Do you know any words with the same root? prefix?

For the same purpose, you can play a game called “Bla-Bla” (actually, you can even use a non-existing word or a word from any other language). A student thinks up a word. Others ask them questions. First, about a part of speech. Then they ask general questions like:

Do you “bla-bla” every day? (for a verb)

Is “bla-bla” a description of a person or object? (for an adjective)

Do you have “bla-bla” at work? (for a noun)

Students can also make some sentences to try to show the meaning for others to guess.

Being tolerant of mistakes and feedback

This one is connected with the previous. Actually, being afraid to get the meaning from the context show a student’s lack of self-confidence.

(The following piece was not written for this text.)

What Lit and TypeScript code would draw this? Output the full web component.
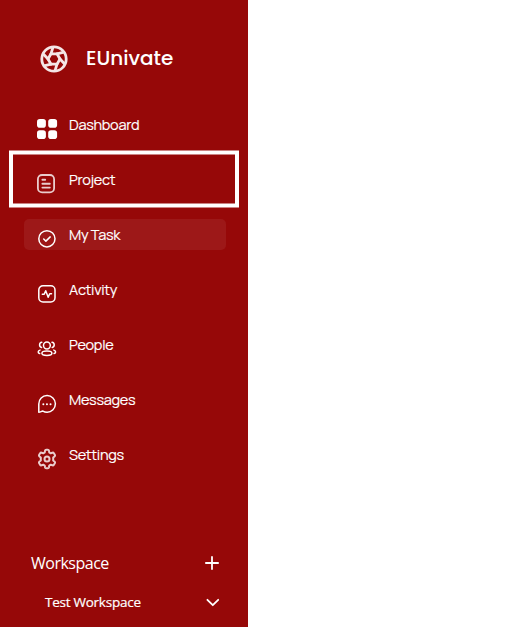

They cannot rely on their intuition and are afraid of criticism and making mistakes. The older students, the more afraid they are. They are absolutely terrified of putting their foot in it. 

Help your students gain confidence by explaining how important it is to make mistakes. Remind them of how they used to learn their first language — they used to make a lot of mistakes in grammar, pronunciation and what not. When they make mistakes, it helps them to realize what they need to work on. 

Focus

Not everyone can concentrate 100% on what they are doing at the moment, sometimes even grown-ups have difficulties with reading a text correctly because they tend to look through the words not paying attention (we are not talking here about dyslexia which is a deeper problem). It is just that their mind is wandering somewhere and they just cannot pay all the necessary attention to what they are doing.

It is even more true about teens and kids whose brain is still developing. The process of stabilizing all the mental processes is not finished that is why the younger the student, the shorter the attention span and the harder it is to focus on something for a period of time. 

Here you can vary tasks more often. Sometimes you will have to repeat the spelling of some words. If you want to make your students’ lives easier from time to time substitute words with pictures as they are easier to concentrate on (for example, for a listening or reading general understanding task — ask students to put the pictures or words in the correct order).

Being curious and open-minded

It is always hard to deal with students who see everything only through the reflection of their own culture — such students cannot understand why native speakers have idioms, phrasal verbs, constructions, holidays which they in their countries do not have. They do not want to understand how it is possible to have a different lifestyle, language items and other peculiarities. 

Here you will have to give a lot of examples of something that for other cultures can be hard to understand in the one you live, for example, in English, there are phrasal verbs which are impossible to remember, in German there are verb prefixes which go to the end of a sentence and you can get the meaning only when you hear the whole sentence (by the end of which you can forget the beginning) and in Russian there are flexions for nouns, adjectives and some other parts of speech. 

Teach your students to be open to new things, ideas and cultures and remind them that people who live in other countries have no idea what your students do and how they live and speak in their countries, they have a different lifestyle, language and culture which are not connected to your students’ one by any means. Watch a lot of videos, read a lot, compare and discuss other cultures. 

Being able to work in a group

From time to time every person wants to be on their own or feels as if they were an absolute leader. Both sides are dangerous as they might prevent a student from effective group work. If a student is too shy, they will not be able to contribute, while being too active in a group might disturb other people and make them too insecure. 

Monitor the work of your groups during a lesson, notice the most active and passive, pushy and quiet students and reorganize your groups according to their mood/abilities today. Find interactive patterns for them which they all would benefit from.